Today's action in the stock market is telling us that the effects of tariffs and trade might not be as cut and dried as we thought, Jim Cramer told his Mad Money viewers Monday. In fact, the companies that should be hurt the most were among the least affected today. That led Cramer to ask, "Does the trade war even matter with a red-hot economy?"
But Cramer said none of these names are acting like they're at ground zero of a major trade dispute. Emerson just built a new research center in China, while Honeywell continues to see double-digit growth in the country. If things were really bad, United Technologies wouldn't be allowed to buy Rockwell Collins (COL) .
We're also not seeing any appreciable effects at the consumer level. Cars are still selling at discounts, countering any tariffs on steel or aluminum. Lumber prices are falling and we haven't seen any job losses.
On the other side however, China's stock market has plunged 20%, with no end in sight. The Chinese might not be in as strong a position as they once thought.
Cramer and the AAP team remain bullish on Amgen (AMGN) . Find out what they're telling their investment club members and get in on the conversation with a free trial subscription to Action Alerts PLUS.
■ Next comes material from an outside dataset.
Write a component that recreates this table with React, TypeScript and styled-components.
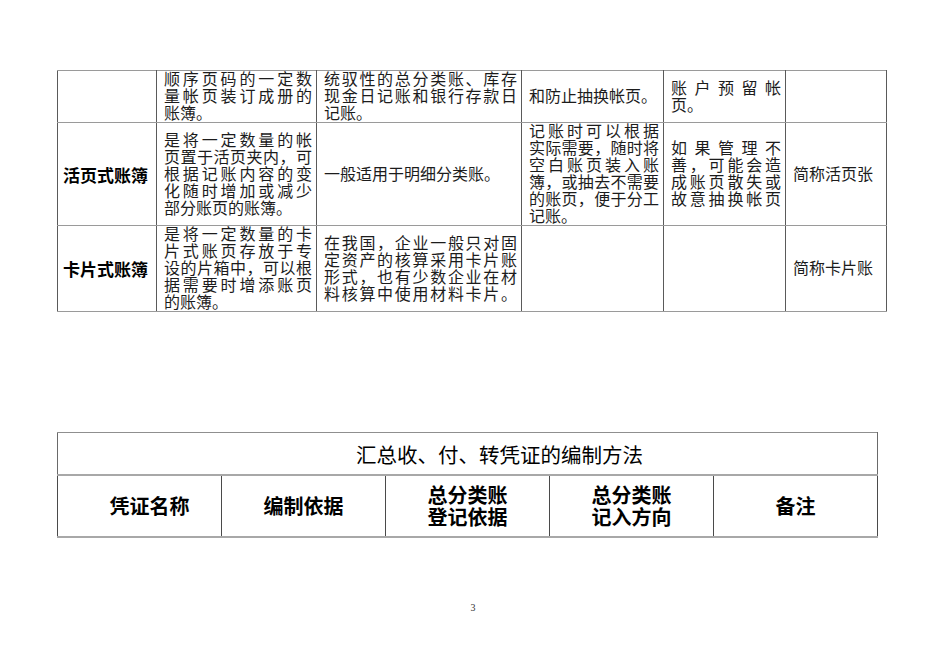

Executive Decision: Camping World Holdings
For his "Executive Decision" segment, Cramer again sat down with Marcus Lemonis, chairman and CEO of Camping World (CWH) , as well as the host of CNBC's "The Profit".
Lemonis said he recently purchased 25,000 shares of Camping World in the open market because he's a believer in the company's vision to double its number of RV dealerships over the next five years. He said the quickest way to increase profits is to increase Camping World's footprint across the nation.
When asked about the company's lower EBIDTA this quarter, Lemonis confirmed that Camping World has de-emphasized the slow-selling, high-price motor homes in order to focus on their bread-and-butter, entry-level towable campers that will lead younger consumers into a lifetime of camping enjoyment. Once people have their first camper, he said, there are plenty of services and annuities Camping World can provide. The motor home market, he added, never really recovered from the 2008 financial crisis.
Finally, Lemonis noted that rising gas prices and interest rates have a minimal impact on their sales. What does matter is the availability of credit. As long as customers can get a loan, Camping World can provide the rest.
Over on Real Money, Cramer tells us what he thinks of Coca-Cola's (KO) possible move into cannabis. Get more of his insights with a free trial subscription to Real Money.
Building Lifestyle Brands
Never underestimate the power of a lifestyle brand, Cramer told viewers. Very few companies have managed to create a lifestyle, he said, but when it happens, it can be lighting in a bottle.
Case in point: Lululemon Athletica (LULU) , which has become a lot more than just yoga pants. Lulu is now an identity, one you wear whether you're exercising or just relaxing with friends. The same goes for Boot Barn (BOOT) , which appeared on Mad Money just last week. Cramer said in a market that's more fragmented every day, people clamor to be a part of something bigger.
When VF Corp spins off its jeans business, Vans will account for nearly 30% of the company's sales. The brand has focused on its strength, action sports, and turned itself into the go-to name to express creativity and youth culture. Vans is making inroads internationally as well. VF now expects Vans to hit $3.4 billion in sales by the end of its fiscal 2019, two years ahead of schedule.
Executive Decision: Bausch Health Cos.
In his second "Executive Decision" segment, Cramer sat down with Joe Papa, chairman and CEO of Bausch Health Cos. (BHC) , formerly Valeant Pharmaceuticals, which has seen a remarkable turnaround under Papa's leadership.
Papa started off by saying that Bausch is just two years into a multi-year plan, but he's already very excited about the result he's seeing. He said that settling an intellectual property lawsuit over Xifaxan, its drug for irritable bowel syndrome, is a big win for Bausch, and provides them with another 10 years of patent protections so they can continue to invest the drug for patients.
Papa was also excited for his company's newest eyecare products, which includes everything from contacts lenses to treatments for glaucoma, as well as Lumify, a treatment for red eyes that already has a 20% market share.
Bausch's plans are to continue to grow earnings to pay down additional debt, Papa explained. Currently, he sees no need for additional divestitures, as they're in a strong position in the market.
In his "No-Huddle Offense" segment, Cramer said we're in a market that rewards obvious thinking, so don't overthink it. As money managers invest more into their winners, those winners go higher. That will likely be the pattern for the rest of the year.
What's not working? Cramer said the banks and the oils can barely mount a rally, and he'd avoid those groups.